WASHINGTON, July 4 - The Pentagon's most senior planners are challenging the longstanding strategy that requires the armed forces to be prepared to fight two major wars at a time. Instead, they are weighing whether to shape the military to mount one conventional campaign while devoting more resources to defending American territory and antiterrorism efforts....One of the lessons that wasn't learned in the first Gulf war was how fortunate the American Army actually was. There was essentially no fighting deep in the country itself - the Iraqi Army was destroyed while it sat on the border of Saudi Arabia, after having endured the most punishing air campaign in recent history. Add to this the poor level of training of Iraqi conscripts, and the fact that the US Army never really encountered the Republican Guard, and suddenly the US Army looks like it got off pretty easy in Gulf I.
The intense debate reflects a growing recognition that the current burden of maintaining forces in Iraq and Afghanistan, along with the other demands of the global campaign against terrorism, may force a change in the assumptions that have been the foundation of all military planning.
The concern that the concentration of troops and weapons in Iraq and Afghanistan was limiting the Pentagon's ability to deal with other potential armed conflicts was underscored by Gen. Richard B. Myers, chairman of the Joint Chiefs of Staff, in a classified risk assessment to Congress this spring. But the current review is the first by the Pentagon in decades to seriously question the wisdom of the two-war strategy.
The two-war model provides enough people and weapons to mount a major campaign, like the Persian Gulf war of 1991 or the invasion of Iraq in 2003, while maintaining enough reserves to respond in a similar manner elsewhere....
After years of saying American forces were sufficient for a two-war strategy, "we've come to the realization that we're not," said another Defense Department official involved in the deliberations, who was granted anonymity because he could not otherwise discuss the talks, which are classified. "It's coming to grips with reality."
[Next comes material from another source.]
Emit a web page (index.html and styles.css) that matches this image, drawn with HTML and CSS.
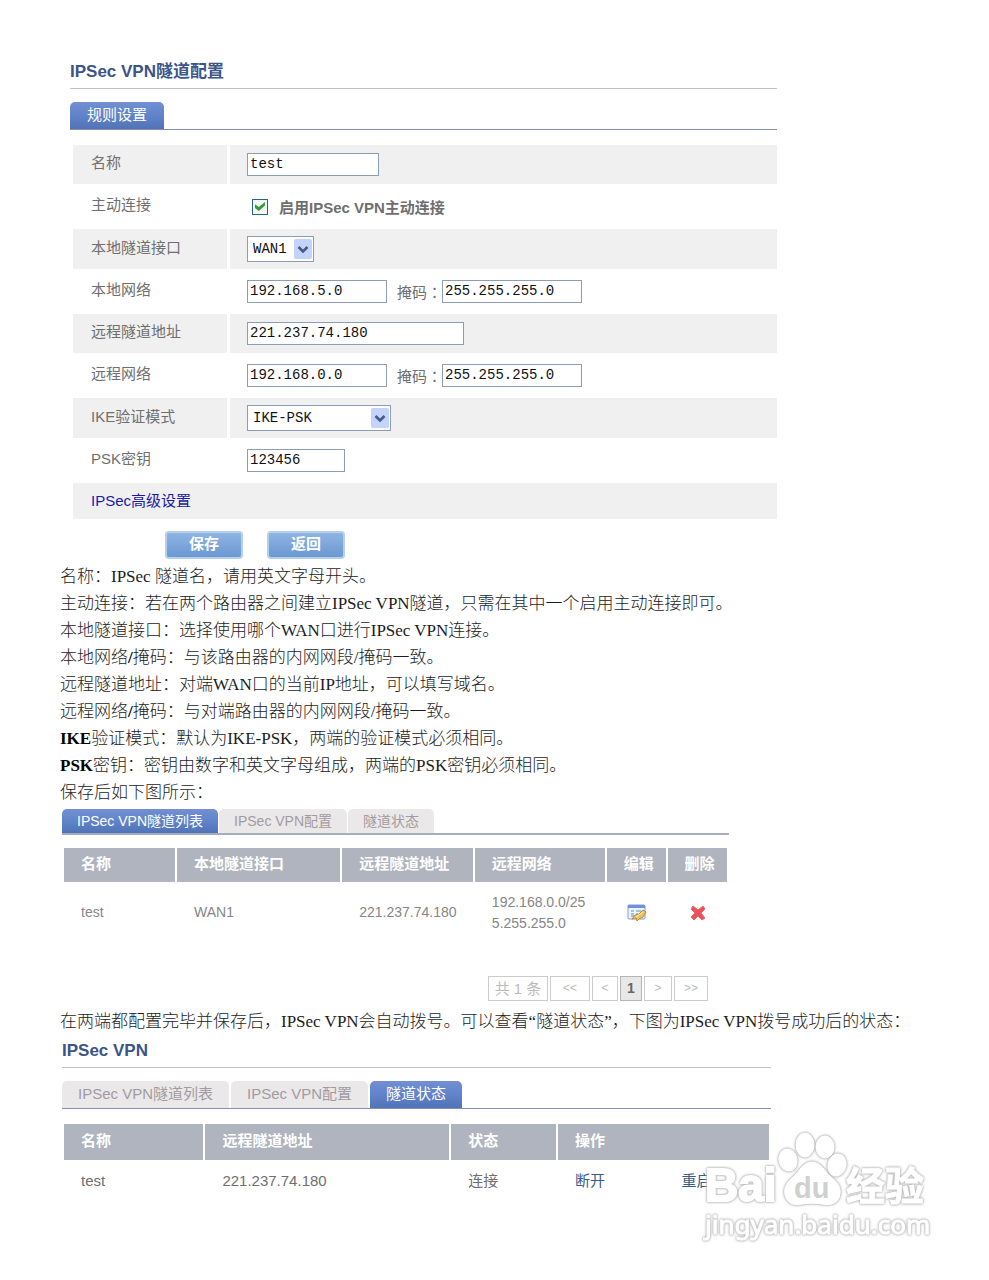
FILE: index.html
```html
<!DOCTYPE html>
<html lang="zh-CN">
<head>
<meta charset="utf-8">
<meta name="viewport" content="width=device-width, initial-scale=1">
<title>IPSec VPN隧道配置</title>
<link rel="stylesheet" href="styles.css">
</head>
<body>
<main class="page">
  <section class="panel panel-config">
    <h1 class="title">IPSec VPN隧道配置</h1>
    <nav class="tabs">
      <button type="button" class="tab active">规则设置</button>
    </nav>
    <form class="form">
      <div class="row shaded">
        <label class="name" for="name">名称</label>
        <div class="field"><input class="text w-name" id="name" type="text" value="test"></div>
      </div>
      <div class="row">
        <span class="name">主动连接</span>
        <div class="field">
          <input class="check" id="active" type="checkbox" checked>
          <label class="check-label" for="active">启用IPSec VPN主动连接</label>
        </div>
      </div>
      <div class="row shaded">
        <label class="name" for="iface">本地隧道接口</label>
        <div class="field"><select class="select w-iface" id="iface"><option>WAN1</option></select></div>
      </div>
      <div class="row">
        <label class="name" for="lnet">本地网络</label>
        <div class="field">
          <input class="text w-ip" id="lnet" type="text" value="192.168.5.0">
          <label class="mask" for="lmask" lang="zh-TW">掩码：</label>
          <input class="text w-ip" id="lmask" type="text" value="255.255.255.0">
        </div>
      </div>
      <div class="row shaded">
        <label class="name" for="raddr">远程隧道地址</label>
        <div class="field"><input class="text w-addr" id="raddr" type="text" value="221.237.74.180"></div>
      </div>
      <div class="row">
        <label class="name" for="rnet">远程网络</label>
        <div class="field">
          <input class="text w-ip" id="rnet" type="text" value="192.168.0.0">
          <label class="mask" for="rmask" lang="zh-TW">掩码：</label>
          <input class="text w-ip" id="rmask" type="text" value="255.255.255.0">
        </div>
      </div>
      <div class="row shaded">
        <label class="name" for="ike">IKE验证模式</label>
        <div class="field"><select class="select w-ike" id="ike"><option>IKE-PSK</option></select></div>
      </div>
      <div class="row">
        <label class="name" for="psk">PSK密钥</label>
        <div class="field"><input class="text w-psk" id="psk" type="text" value="123456"></div>
      </div>
      <div class="advanced"><a href="#advanced">IPSec高级设置</a></div>
      <div class="actions">
        <button type="button" class="btn">保存</button>
        <button type="button" class="btn">返回</button>
      </div>
    </form>
  </section>

  <section class="prose">
    <p>名称：IPSec 隧道名，请用英文字母开头。</p>
    <p>主动连接：若在两个路由器之间建立IPSec VPN隧道，只需在其中一个启用主动连接即可。</p>
    <p>本地隧道接口：选择使用哪个WAN口进行IPSec VPN连接。</p>
    <p>本地网络<b>/</b>掩码：与该路由器的内网网段/掩码一致。</p>
    <p>远程隧道地址：对端WAN口的当前IP地址，可以填写域名。</p>
    <p>远程网络<b>/</b>掩码：与对端路由器的内网网段/掩码一致。</p>
    <p><b>IKE</b>验证模式：默认为IKE-PSK，两端的验证模式必须相同。</p>
    <p><b>PSK</b>密钥：密钥由数字和英文字母组成，两端的PSK密钥必须相同。</p>
    <p>保存后如下图所示：</p>
  </section>

  <section class="panel panel-list">
    <nav class="tabs">
      <button type="button" class="tab active">IPSec VPN隧道列表</button>
      <button type="button" class="tab">IPSec VPN配置</button>
      <button type="button" class="tab">隧道状态</button>
    </nav>
    <table class="grid">
      <colgroup><col class="c-name"><col class="c-iface"><col class="c-addr"><col class="c-net"><col class="c-act"><col class="c-act"></colgroup>
      <thead>
        <tr><th>名称</th><th>本地隧道接口</th><th>远程隧道地址</th><th>远程网络</th><th class="center">编辑</th><th class="center">删除</th></tr>
      </thead>
      <tbody>
        <tr>
          <td>test</td><td>WAN1</td><td class="addr">221.237.74.180</td><td>192.168.0.0/255.255.255.0</td>
          <td class="icon-cell">
            <button type="button" class="icon-btn" aria-label="编辑">
              <svg width="20" height="18" viewBox="0 0 20 18">
                <rect x="1" y="1" width="17" height="14" rx="1" fill="#eef4fd" stroke="#7f9cd3"/>
                <path d="M1 1h17v3H1z" fill="#6d93dc"/>
                <path d="M4 7h3M9 7h5M4 10h3M9 10h2M4 12h3" stroke="#8daee5" stroke-width="1.5"/>
                <path d="M5 15l3-4 4-1 4-4 3 2-3 5-4 2-2 2-1-3z" fill="#f0c45a" stroke="#b98c3d"/>
                <path d="M9 13l7-5" stroke="#fff0b0"/>
              </svg>
            </button>
          </td>
          <td class="icon-cell">
            <button type="button" class="icon-btn" aria-label="删除">
              <svg width="16" height="16" viewBox="0 0 16 16">
                <path d="M3 1l5 4 5-4 2 3-4 4 4 5-3 2-4-4-4 4-3-3 4-4-4-4z" fill="#ec4f57" stroke="#e4686c" stroke-linejoin="round"/>
              </svg>
            </button>
          </td>
        </tr>
      </tbody>
    </table>
    <nav class="pager">
      <span class="total">共 1 条</span>
      <button type="button" class="first">&lt;&lt;</button>
      <button type="button" class="prev">&lt;</button>
      <button type="button" class="current">1</button>
      <button type="button" class="next">&gt;</button>
      <button type="button" class="last">&gt;&gt;</button>
    </nav>
  </section>

  <section class="prose prose-status">
    <p>在两端都配置完毕并保存后，IPSec VPN会自动拨号。可以查看“隧道状态”，下图为IPSec VPN拨号成功后的状态：</p>
  </section>

  <section class="panel panel-status">
    <h2 class="title">IPSec VPN</h2>
    <nav class="tabs">
      <button type="button" class="tab">IPSec VPN隧道列表</button>
      <button type="button" class="tab">IPSec VPN配置</button>
      <button type="button" class="tab active">隧道状态</button>
    </nav>
    <table class="grid">
      <colgroup><col class="s-name"><col class="s-addr"><col class="s-state"><col class="s-act"><col class="s-act"></colgroup>
      <thead>
        <tr><th>名称</th><th>远程隧道地址</th><th>状态</th><th colspan="2">操作</th></tr>
      </thead>
      <tbody>
        <tr><td>test</td><td>221.237.74.180</td><td>连接</td><td><a href="#disconnect">断开</a></td><td><a href="#restart">重启</a></td></tr>
      </tbody>
    </table>
  </section>

  <svg class="watermark" width="240" height="120" viewBox="0 0 240 120">
    <g class="outline">
      <text class="wm-latin" x="6" y="70">Bai</text>
      <ellipse cx="89" cy="29" rx="9" ry="11" transform="rotate(-12 89 29)"/>
      <ellipse cx="106" cy="14" rx="9" ry="12"/>
      <ellipse cx="126" cy="16" rx="9" ry="11"/>
      <ellipse cx="138" cy="34" rx="9" ry="11" transform="rotate(14 138 34)"/>
      <path d="M113 31c-9 0-12 9-19 15-8 7-9 12-8 18 2 9 10 11 17 9 6-1 14-1 20 0 9 2 17-1 18-10 1-8-3-12-9-17-7-6-10-15-19-15z"/>
      <text class="wm-cjk" x="147" y="69">经验</text>
      <text class="wm-url" x="6" y="103">jingyan.baidu.com</text>
    </g>
    <text class="wm-du" x="95" y="67">du</text>
  </svg>
</main>
</body>
</html>
```

FILE: styles.css
```css
* { box-sizing: border-box; }

body {
  margin: 0;
  background: #fff;
  color: #6f6f6f;
  font: 15px/21px "Liberation Sans", "Noto Sans CJK SC", sans-serif;
}

p, h1, h2 { margin: 0; }

button, input, select { font: inherit; color: inherit; margin: 0; }

.page {
  position: relative;
  min-height: 100vh;
  padding: 59px 60px 40px;
}

.panel { width: 100%; }
.panel-config { max-width: 717px; padding-left: 10px; }
.panel-list { max-width: 669px; padding-left: 2px; }
.panel-status { max-width: 711px; padding-left: 2px; }

.title {
  padding-bottom: 4px;
  border-bottom: 1px solid #c3c3c3;
  color: #3c5588;
  font-size: 17px;
  line-height: 25px;
}

/* Tabs */
.tabs {
  display: flex;
  gap: 2px;
  margin-top: 13px;
  border-bottom: 1px solid #8291b1;
}
.tab {
  height: 27px;
  padding: 0 17px 2px;
  border: 0;
  border-radius: 5px 5px 0 0;
  background: #ebe8ea;
  color: #a19ba1;
}
.tab.active {
  background: linear-gradient(#7390d2, #6083ca 50%, #5173b6);
  color: #fff;
}
.panel-status .tab { padding: 0 16px 2px; }
.panel-list .tabs { margin-top: 3px; border-bottom: 2px solid #a5aebf; gap: 1px; }
.panel-list .tab { height: 24px; font-size: 14px; padding: 0 15px; }

/* Form */
.form { margin-top: 15px; padding-left: 3px; }
.row {
  display: grid;
  grid-template-columns: 154px 1fr;
  gap: 3px;
  margin-bottom: 3px;
}
.name, .field { display: flex; align-items: center; min-height: 39px; }
.name { padding: 0 18px 4px; }
.field { padding: 0 17px; }
.shaded .name, .shaded .field { background: #f0f0f0; }

.text {
  height: 23px;
  padding: 0 2px 1px;
  border: 1px solid #8b9eb5;
  background: #fff;
  color: #111;
  font: 14px "Liberation Mono", monospace;
}
.w-name { width: 132px; }
.w-ip { width: 140px; }
.w-addr { width: 217px; }
.w-psk { width: 98px; }

.select {
  height: 26px;
  margin: 7px 0;
  padding: 0 24px 1px 5px;
  border: 1px solid #8b9eb5;
  border-radius: 0;
  appearance: none;
  background: #fff url("data:image/svg+xml,%3Csvg xmlns='http://www.w3.org/2000/svg' width='18' height='20'%3E%3Crect width='18' height='20' rx='2' fill='%23c3d3fb'/%3E%3Cpath d='M4.500 8l4.500 4.500 4.500-4.500' fill='none' stroke='%23465a86' stroke-width='2.600'/%3E%3C/svg%3E") no-repeat right 1px center;
  color: #111;
  font: 14px "Liberation Mono", monospace;
}
.w-iface { width: 67px; }
.w-ike { width: 144px; }

.mask { padding: 1px 0 0 10px; font-family: "Liberation Sans", "Noto Sans CJK TC", sans-serif; }

.check {
  appearance: none;
  display: grid;
  place-content: center;
  width: 16px;
  height: 16px;
  margin-left: 5px;
  border: 1px solid #2f5f8c;
  background: #f4f6f2;
}
.check:checked::before {
  content: "";
  width: 10px;
  height: 9px;
  background: #3a9a3a;
  clip-path: polygon(0 25%, 38% 55%, 100% 0, 100% 40%, 38% 100%, 0 68%);
}
.check-label { padding-left: 11px; padding-top: 2px; font-weight: bold; }

.advanced { padding: 7px 18px 8px; background: #f0f0f0; }
.advanced a { color: #1a1aa6; text-decoration: none; }

.actions { display: flex; gap: 24px; margin: 12px 0 4px; padding-left: 92px; }
.btn {
  width: 78px;
  height: 28px;
  padding: 0 0 3px;
  border: 2px solid #b4d0ec;
  border-radius: 4px;
  background: linear-gradient(#8fb4e2, #6a98d2);
  color: #fff;
  font-weight: bold;
}

/* Explanations */
.prose {
  color: #1c1c1c;
  font: 300 17px/27px "Liberation Serif", "Noto Sans CJK SC", serif;
}
.prose b { color: #000; font-weight: bold; }
.prose-status { margin: 7px 0 3px; }

/* Tables */
.grid {
  width: 100%;
  margin-top: 15px;
  border-spacing: 2px 0;
  border-collapse: separate;
  table-layout: fixed;
}
.grid th {
  height: 36px;
  padding: 0 17px 3px;
  background: #afb4be;
  color: #fff;
  text-align: left;
}
.grid td { height: 40px; padding: 0 17px; overflow-wrap: anywhere; }
.grid a { color: #3c5a85; text-decoration: none; }
.grid .center { text-align: center; padding-left: 4px; padding-right: 0; }

.panel-list .grid { margin-top: 13px; }
.panel-list th { height: 34px; }
.panel-list td { height: 61px; font-size: 14px; color: #868686; }
.panel-list .addr { padding-right: 4px; }
.panel-list .icon-cell { padding: 0; text-align: center; }
.icon-btn { padding: 0; border: 0; background: none; vertical-align: middle; }
.icon-btn svg { display: block; margin: auto; }

.c-name { width: 17%; }
.c-iface { width: 25%; }
.c-addr { width: 20%; }
.c-net { width: 20%; }
.c-act { width: 9%; }

.s-name { width: 20%; }
.s-addr { width: 35%; }
.s-state { width: 15%; }
.s-act { width: 15%; }

/* Pager */
.pager {
  display: flex;
  justify-content: flex-end;
  gap: 2px;
  margin-top: 33px;
  padding-right: 21px;
  color: #bbb;
}
.pager button, .pager .total {
  height: 25px;
  padding: 0;
  border: 1px solid #ccc;
  background: #fff;
  font-size: 14px;
  line-height: 23px;
  text-align: center;
}
.pager .total { width: 60px; font-size: 15px; }
.pager .first { width: 40px; font-size: 12px; }
.pager .prev { width: 26px; font-size: 12px; }
.pager .current { width: 22px; border-color: #b5b5b5; background: #e8e8e8; color: #666; font-weight: bold; }
.pager .next { width: 28px; font-size: 12px; }
.pager .last { width: 34px; font-size: 12px; }

/* Watermark */
.watermark { position: absolute; right: 50px; bottom: 29px; pointer-events: none; }
.outline {
  fill: #fff;
  stroke: #fff;
  stroke-width: 1;
  filter: drop-shadow(0 0 1px #b4b4b4) drop-shadow(0 0 1px #c4c4c4);
}
.wm-latin { font: bold 46px "Liberation Sans", sans-serif; stroke-width: 2; }
.wm-cjk { font: bold 39px "Noto Sans CJK SC", sans-serif; }
.wm-url { font: 26px "Noto Sans", sans-serif; }
.wm-du { font: bold 29px "Liberation Sans", sans-serif; fill: #d0d0d0; }
```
This isn't to say that the US Army isn't a terribly impressive engine of destruction - it is. But a lot of strategic thought was built around the illusion that every enemy would be as easily destroyed as the invaders of Kuwait were. The two-war theory itself predates Gulf I by quite a while, but the success of American forces in 1991 certainly bolstered the theory.
Now, fast-forward fifteen years, and suddenly the US Army realizes that as impressive as it's power is against other conventional forces, the moment the US Army stops moving - i.e., in a non-conventional war - it becomes terribly vulnerable.
This, of course, is possible the largest cost of the war in Iraq for American strategic thinking - the US has lost the aura of invincibility it had after Gulf I and the interventions in Bosnia and Kosovo. If North Korea decided to act now, there's not much the US could do about it except turn Pyongyang in to rubble - meanwhile, most of the South would be similarly destroyed.
It's good to see the Pentagon beginning to wake up from this delusion. Maybe it will keep the brass from encouraging fool's errands in the future.